As I read this I am struck by how much of it deals with Buyers and Buyer Agents and Brokers hiring Buyer Agents.  The Listing and the Seller side of the transaction are mentioned only a couple of times.  But we are Help-U-Sell. Doesn’t that indicate that this description is a little twisted?  Not at all.  At Help-U-Sell, the listing side of the business is pretty simple.  It’s easier to take listings when you have a superior offer and our systematic approach to marketing gets your listings sold.  It’s the buyer side that requires the greatest shift in attitude by the largest group of people.

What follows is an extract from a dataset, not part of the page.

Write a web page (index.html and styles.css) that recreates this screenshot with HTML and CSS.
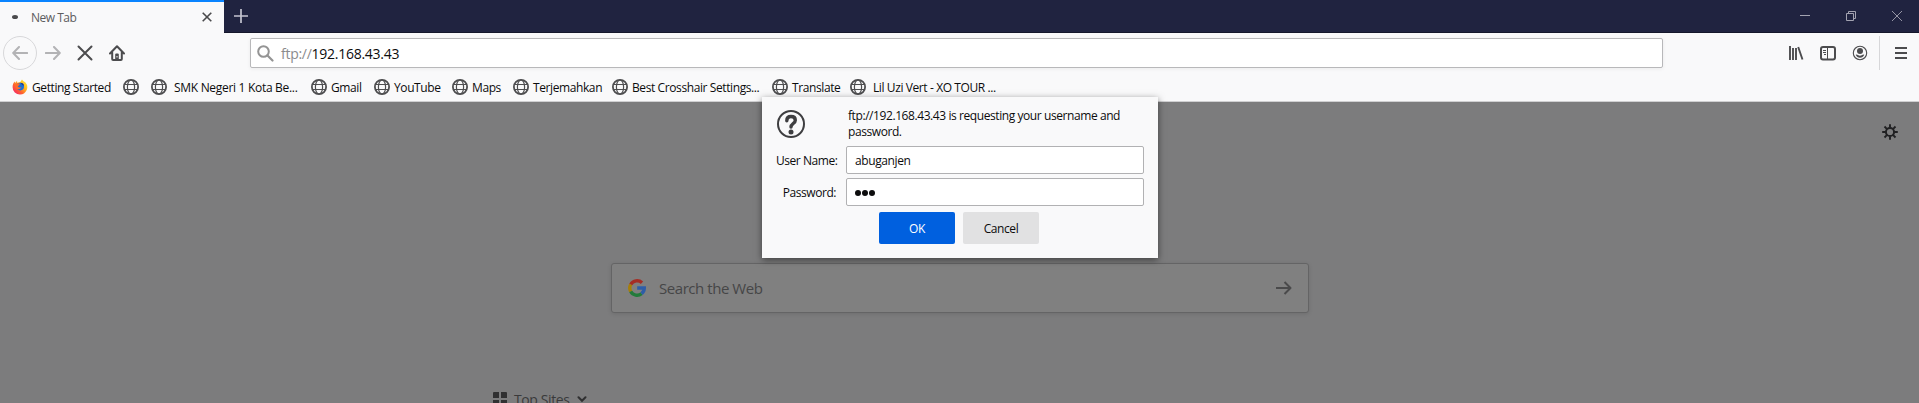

I am reminded of my first ever meeting with Don Taylor, about a year ago.  He smiled as only Don Taylor can smile and said, ‘People forget, but Help-U-Sell was always about the buyer.’

Let’s try to remember that.

NAR: Arrival Day

Ron McCoy and I arrived in New Orleans today, armed and ready for the National Association of Realtors Convention.  We are here to man the Help-U-Sell booth, to proclaim to the world that we are very much here and to kindle as much interest in our brand and unique operating system as possible.  In short:  we are here to conquer the world!   (Or at least take one more step forward in that process).

Ron arrived early and was able to get into the exhibit area and see our booth: he tells me it’s primo.    I got a first look at the final brochures we worked so hard to get ready in time for this show.  They rock.

So tonight there wasn’t much to do other than anticipate . . . and eat dinner!  We went to the French Market Grill where Michael, the bartender I’ve known from many previous visits, holds forth.  We ate catfish and jambalaya and some kind of corn slop-sui that tasted like the Brunswick Stew they make up in heaven.  It was delectable to say the least.

Tomorrow we meet 30,000 fellow Realtors, all looking for an answer, a new idea, a better way.  They need look no further than our beautiful double-wide booth.  There has never been a better time for Help-U-Sell.